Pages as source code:
--

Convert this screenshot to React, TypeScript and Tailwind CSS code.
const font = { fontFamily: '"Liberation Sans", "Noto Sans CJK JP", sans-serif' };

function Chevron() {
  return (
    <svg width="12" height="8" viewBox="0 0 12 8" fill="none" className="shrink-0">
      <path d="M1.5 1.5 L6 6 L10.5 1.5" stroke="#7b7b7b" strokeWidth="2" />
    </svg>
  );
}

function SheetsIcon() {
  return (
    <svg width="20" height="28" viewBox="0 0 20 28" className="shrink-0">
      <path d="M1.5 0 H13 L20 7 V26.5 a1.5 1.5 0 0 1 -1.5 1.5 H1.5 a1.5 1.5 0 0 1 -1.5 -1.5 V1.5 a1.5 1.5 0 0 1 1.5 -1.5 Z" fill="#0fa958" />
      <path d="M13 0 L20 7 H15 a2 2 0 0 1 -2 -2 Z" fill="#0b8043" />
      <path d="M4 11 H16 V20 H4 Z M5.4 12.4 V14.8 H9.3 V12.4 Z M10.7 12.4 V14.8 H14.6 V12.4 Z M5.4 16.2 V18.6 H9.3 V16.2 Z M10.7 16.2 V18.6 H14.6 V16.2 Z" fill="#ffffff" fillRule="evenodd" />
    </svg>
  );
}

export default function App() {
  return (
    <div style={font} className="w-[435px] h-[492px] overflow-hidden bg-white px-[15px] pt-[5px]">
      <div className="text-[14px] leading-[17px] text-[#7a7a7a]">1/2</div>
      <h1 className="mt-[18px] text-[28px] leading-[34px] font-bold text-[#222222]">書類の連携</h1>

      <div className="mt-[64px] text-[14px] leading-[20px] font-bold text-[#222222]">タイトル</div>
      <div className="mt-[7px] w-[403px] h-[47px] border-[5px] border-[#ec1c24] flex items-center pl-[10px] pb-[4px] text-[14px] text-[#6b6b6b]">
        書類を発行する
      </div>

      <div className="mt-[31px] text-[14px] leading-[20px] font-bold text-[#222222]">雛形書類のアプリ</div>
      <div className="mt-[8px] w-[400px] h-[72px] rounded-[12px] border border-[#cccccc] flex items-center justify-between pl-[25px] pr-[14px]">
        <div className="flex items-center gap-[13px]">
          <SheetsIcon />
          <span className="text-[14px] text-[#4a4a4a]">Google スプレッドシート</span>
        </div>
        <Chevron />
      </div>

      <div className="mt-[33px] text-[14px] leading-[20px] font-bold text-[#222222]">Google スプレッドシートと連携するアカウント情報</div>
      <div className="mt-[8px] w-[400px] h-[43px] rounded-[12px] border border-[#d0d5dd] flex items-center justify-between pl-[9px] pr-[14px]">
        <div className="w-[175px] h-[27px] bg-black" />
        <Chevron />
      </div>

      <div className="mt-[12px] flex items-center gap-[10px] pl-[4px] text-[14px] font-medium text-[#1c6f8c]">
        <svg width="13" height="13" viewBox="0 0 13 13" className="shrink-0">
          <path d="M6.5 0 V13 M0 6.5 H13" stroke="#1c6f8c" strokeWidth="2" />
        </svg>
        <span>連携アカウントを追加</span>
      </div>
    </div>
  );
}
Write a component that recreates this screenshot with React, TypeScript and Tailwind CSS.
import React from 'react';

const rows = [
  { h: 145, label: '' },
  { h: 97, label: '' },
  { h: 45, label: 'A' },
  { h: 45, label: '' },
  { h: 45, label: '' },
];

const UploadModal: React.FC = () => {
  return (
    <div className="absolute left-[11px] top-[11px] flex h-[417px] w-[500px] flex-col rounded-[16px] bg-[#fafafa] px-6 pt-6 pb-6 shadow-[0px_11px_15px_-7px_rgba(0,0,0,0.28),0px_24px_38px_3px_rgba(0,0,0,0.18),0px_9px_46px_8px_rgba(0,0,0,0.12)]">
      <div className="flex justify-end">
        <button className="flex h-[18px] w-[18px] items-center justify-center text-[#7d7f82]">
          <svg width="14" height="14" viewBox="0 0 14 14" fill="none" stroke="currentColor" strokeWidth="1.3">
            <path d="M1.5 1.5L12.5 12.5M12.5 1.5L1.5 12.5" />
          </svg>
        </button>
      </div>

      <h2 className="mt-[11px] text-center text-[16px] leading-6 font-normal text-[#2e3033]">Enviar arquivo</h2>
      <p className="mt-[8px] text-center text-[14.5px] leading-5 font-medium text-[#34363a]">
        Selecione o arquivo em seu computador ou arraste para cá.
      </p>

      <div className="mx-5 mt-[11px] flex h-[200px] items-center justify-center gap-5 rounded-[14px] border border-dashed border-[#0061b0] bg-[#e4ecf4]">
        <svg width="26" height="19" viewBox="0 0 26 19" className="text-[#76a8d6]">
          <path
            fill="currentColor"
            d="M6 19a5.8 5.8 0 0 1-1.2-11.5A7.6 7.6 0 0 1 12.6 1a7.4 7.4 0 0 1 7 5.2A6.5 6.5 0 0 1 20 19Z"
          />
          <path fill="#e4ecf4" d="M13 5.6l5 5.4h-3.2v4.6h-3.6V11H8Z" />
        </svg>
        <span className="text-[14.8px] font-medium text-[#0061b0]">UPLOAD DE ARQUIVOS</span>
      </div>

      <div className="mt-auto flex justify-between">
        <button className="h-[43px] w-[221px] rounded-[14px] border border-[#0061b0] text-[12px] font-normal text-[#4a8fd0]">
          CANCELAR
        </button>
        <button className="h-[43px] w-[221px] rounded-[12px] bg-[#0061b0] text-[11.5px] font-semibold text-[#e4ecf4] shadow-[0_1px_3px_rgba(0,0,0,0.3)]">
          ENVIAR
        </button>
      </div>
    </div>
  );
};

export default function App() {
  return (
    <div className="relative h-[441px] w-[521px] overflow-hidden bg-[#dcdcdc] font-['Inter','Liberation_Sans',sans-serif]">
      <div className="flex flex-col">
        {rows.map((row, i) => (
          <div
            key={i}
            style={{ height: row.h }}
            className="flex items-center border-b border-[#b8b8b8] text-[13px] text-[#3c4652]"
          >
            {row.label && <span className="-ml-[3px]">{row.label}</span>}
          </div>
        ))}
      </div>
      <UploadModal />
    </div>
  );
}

--

**Task**: Write out the complete set of records exactly as given.

**Complete output**:
Convert this screenshot to React, TypeScript and Tailwind CSS code.
const font = { fontFamily: '"Liberation Sans", "Noto Sans CJK JP", sans-serif' };

function Chevron() {
  return (
    <svg width="12" height="8" viewBox="0 0 12 8" fill="none" className="shrink-0">
      <path d="M1.5 1.5 L6 6 L10.5 1.5" stroke="#7b7b7b" strokeWidth="2" />
    </svg>
  );
}

function SheetsIcon() {
  return (
    <svg width="20" height="28" viewBox="0 0 20 28" className="shrink-0">
      <path d="M1.5 0 H13 L20 7 V26.5 a1.5 1.5 0 0 1 -1.5 1.5 H1.5 a1.5 1.5 0 0 1 -1.5 -1.5 V1.5 a1.5 1.5 0 0 1 1.5 -1.5 Z" fill="#0fa958" />
      <path d="M13 0 L20 7 H15 a2 2 0 0 1 -2 -2 Z" fill="#0b8043" />
      <path d="M4 11 H16 V20 H4 Z M5.4 12.4 V14.8 H9.3 V12.4 Z M10.7 12.4 V14.8 H14.6 V12.4 Z M5.4 16.2 V18.6 H9.3 V16.2 Z M10.7 16.2 V18.6 H14.6 V16.2 Z" fill="#ffffff" fillRule="evenodd" />
    </svg>
  );
}

export default function App() {
  return (
    <div style={font} className="w-[435px] h-[492px] overflow-hidden bg-white px-[15px] pt-[5px]">
      <div className="text-[14px] leading-[17px] text-[#7a7a7a]">1/2</div>
      <h1 className="mt-[18px] text-[28px] leading-[34px] font-bold text-[#222222]">書類の連携</h1>

      <div className="mt-[64px] text-[14px] leading-[20px] font-bold text-[#222222]">タイトル</div>
      <div className="mt-[7px] w-[403px] h-[47px] border-[5px] border-[#ec1c24] flex items-center pl-[10px] pb-[4px] text-[14px] text-[#6b6b6b]">
        書類を発行する
      </div>

      <div className="mt-[31px] text-[14px] leading-[20px] font-bold text-[#222222]">雛形書類のアプリ</div>
      <div className="mt-[8px] w-[400px] h-[72px] rounded-[12px] border border-[#cccccc] flex items-center justify-between pl-[25px] pr-[14px]">
        <div className="flex items-center gap-[13px]">
          <SheetsIcon />
          <span className="text-[14px] text-[#4a4a4a]">Google スプレッドシート</span>
        </div>
        <Chevron />
      </div>

      <div className="mt-[33px] text-[14px] leading-[20px] font-bold text-[#222222]">Google スプレッドシートと連携するアカウント情報</div>
      <div className="mt-[8px] w-[400px] h-[43px] rounded-[12px] border border-[#d0d5dd] flex items-center justify-between pl-[9px] pr-[14px]">
        <div className="w-[175px] h-[27px] bg-black" />
        <Chevron />
      </div>

      <div className="mt-[12px] flex items-center gap-[10px] pl-[4px] text-[14px] font-medium text-[#1c6f8c]">
        <svg width="13" height="13" viewBox="0 0 13 13" className="shrink-0">
          <path d="M6.5 0 V13 M0 6.5 H13" stroke="#1c6f8c" strokeWidth="2" />
        </svg>
        <span>連携アカウントを追加</span>
      </div>
    </div>
  );
}
Write a component that recreates this screenshot with React, TypeScript and Tailwind CSS.
import React from 'react';

const rows = [
  { h: 145, label: '' },
  { h: 97, label: '' },
  { h: 45, label: 'A' },
  { h: 45, label: '' },
  { h: 45, label: '' },
];

const UploadModal: React.FC = () => {
  return (
    <div className="absolute left-[11px] top-[11px] flex h-[417px] w-[500px] flex-col rounded-[16px] bg-[#fafafa] px-6 pt-6 pb-6 shadow-[0px_11px_15px_-7px_rgba(0,0,0,0.28),0px_24px_38px_3px_rgba(0,0,0,0.18),0px_9px_46px_8px_rgba(0,0,0,0.12)]">
      <div className="flex justify-end">
        <button className="flex h-[18px] w-[18px] items-center justify-center text-[#7d7f82]">
          <svg width="14" height="14" viewBox="0 0 14 14" fill="none" stroke="currentColor" strokeWidth="1.3">
            <path d="M1.5 1.5L12.5 12.5M12.5 1.5L1.5 12.5" />
          </svg>
        </button>
      </div>

      <h2 className="mt-[11px] text-center text-[16px] leading-6 font-normal text-[#2e3033]">Enviar arquivo</h2>
      <p className="mt-[8px] text-center text-[14.5px] leading-5 font-medium text-[#34363a]">
        Selecione o arquivo em seu computador ou arraste para cá.
      </p>

      <div className="mx-5 mt-[11px] flex h-[200px] items-center justify-center gap-5 rounded-[14px] border border-dashed border-[#0061b0] bg-[#e4ecf4]">
        <svg width="26" height="19" viewBox="0 0 26 19" className="text-[#76a8d6]">
          <path
            fill="currentColor"
            d="M6 19a5.8 5.8 0 0 1-1.2-11.5A7.6 7.6 0 0 1 12.6 1a7.4 7.4 0 0 1 7 5.2A6.5 6.5 0 0 1 20 19Z"
          />
          <path fill="#e4ecf4" d="M13 5.6l5 5.4h-3.2v4.6h-3.6V11H8Z" />
        </svg>
        <span className="text-[14.8px] font-medium text-[#0061b0]">UPLOAD DE ARQUIVOS</span>
      </div>

      <div className="mt-auto flex justify-between">
        <button className="h-[43px] w-[221px] rounded-[14px] border border-[#0061b0] text-[12px] font-normal text-[#4a8fd0]">
          CANCELAR
        </button>
        <button className="h-[43px] w-[221px] rounded-[12px] bg-[#0061b0] text-[11.5px] font-semibold text-[#e4ecf4] shadow-[0_1px_3px_rgba(0,0,0,0.3)]">
          ENVIAR
        </button>
      </div>
    </div>
  );
};

export default function App() {
  return (
    <div className="relative h-[441px] w-[521px] overflow-hidden bg-[#dcdcdc] font-['Inter','Liberation_Sans',sans-serif]">
      <div className="flex flex-col">
        {rows.map((row, i) => (
          <div
            key={i}
            style={{ height: row.h }}
            className="flex items-center border-b border-[#b8b8b8] text-[13px] text-[#3c4652]"
          >
            {row.label && <span className="-ml-[3px]">{row.label}</span>}
          </div>
        ))}
      </div>
      <UploadModal />
    </div>
  );
}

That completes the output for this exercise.